Until that inconceivable run, no one had ever heard of Cynk or the social network it claimed to operate—no one, that is, outside the murky, volatile market for penny stocks, where fraud is rampant and regulation scant. Cynk had begun trading in 2013, for a few cents a share. The price stayed there, hugging the bottom, until June 17, 2014, when shares that had last changed hands at 6¢ spiked to $2.25, a gain of 3,650 percent. The stock kept surging, drawing the attention first of penny stock gossips, then the sharper finance blogs, and finally—as Cynk’s gain topped 36,000 percent, giving it a greater worth on paper than companies such as Urban Outfitters (URBN)—all of Wall Street. On CNBC, in the New York Times, and all over Twitter (TWTR), the strangest story of the summer was the mystery listing from Belize.

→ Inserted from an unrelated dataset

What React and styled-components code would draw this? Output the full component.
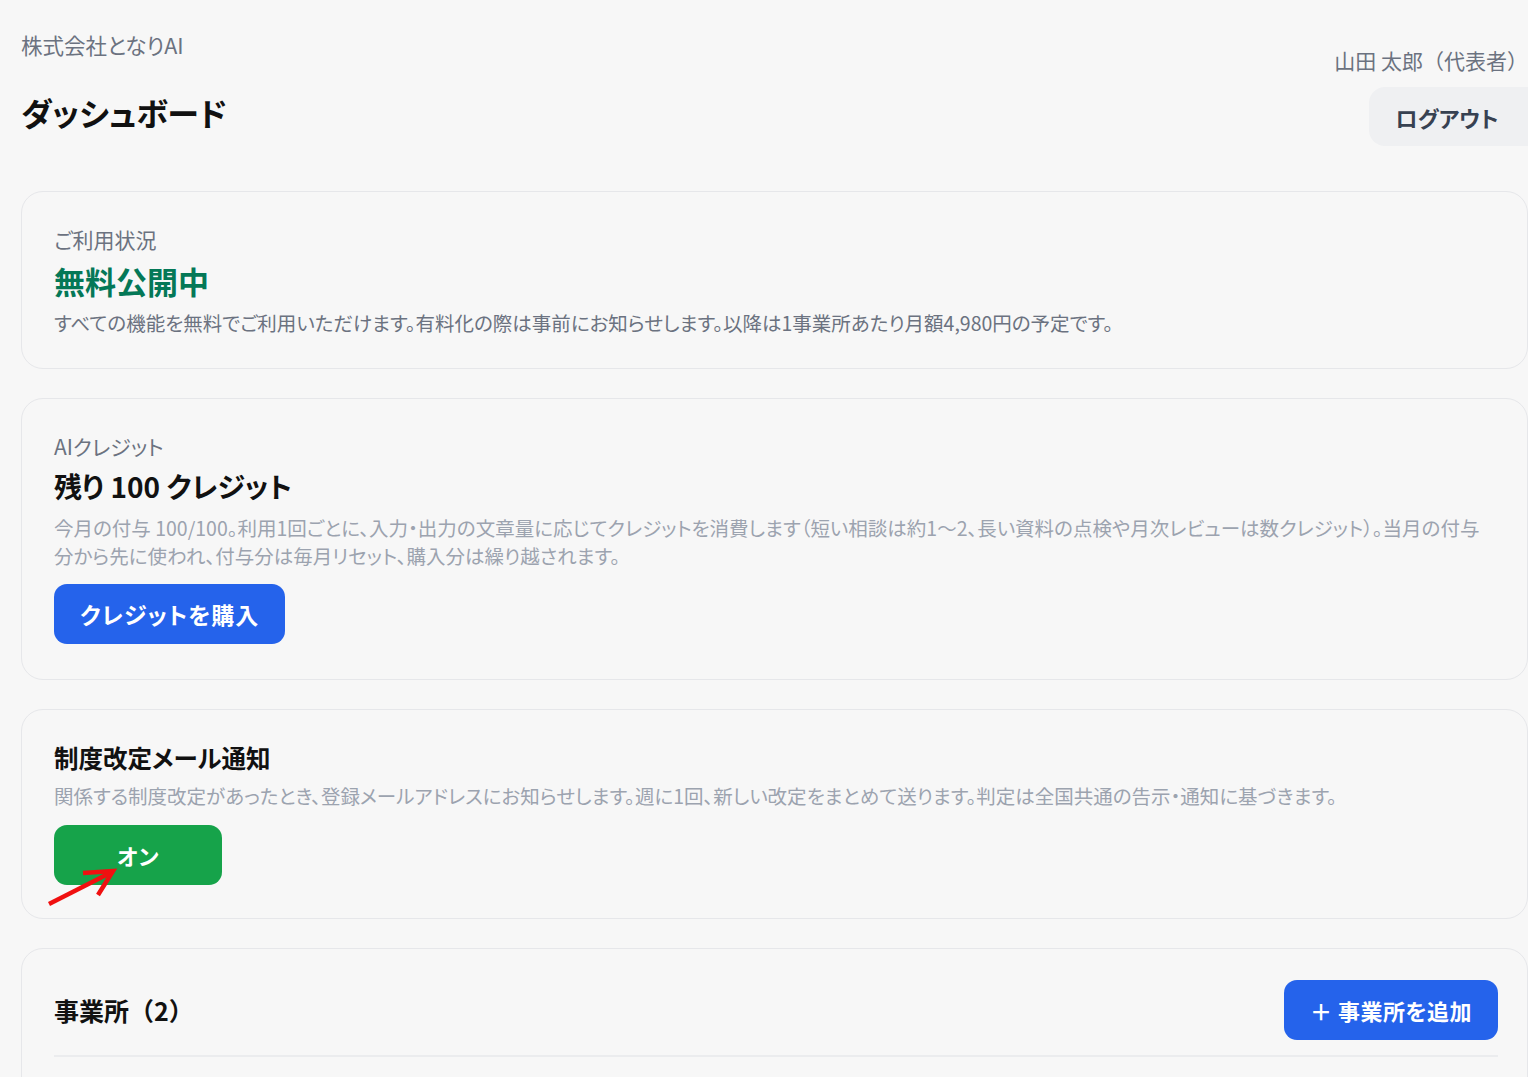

Calls to Cynk go unreturned. In filings with the Securities and Exchange Commission, Cynk lists its offices as the Matalon’s Suite 400. There is no Suite 400. The building manager says the company has never had an office there. There are no $6 billion companies in all of Belize, a country where workers earn as little as $80 a week. What Belize does have is a reputation as a haven for offshore businesses with difficult-to-trace records and little oversight.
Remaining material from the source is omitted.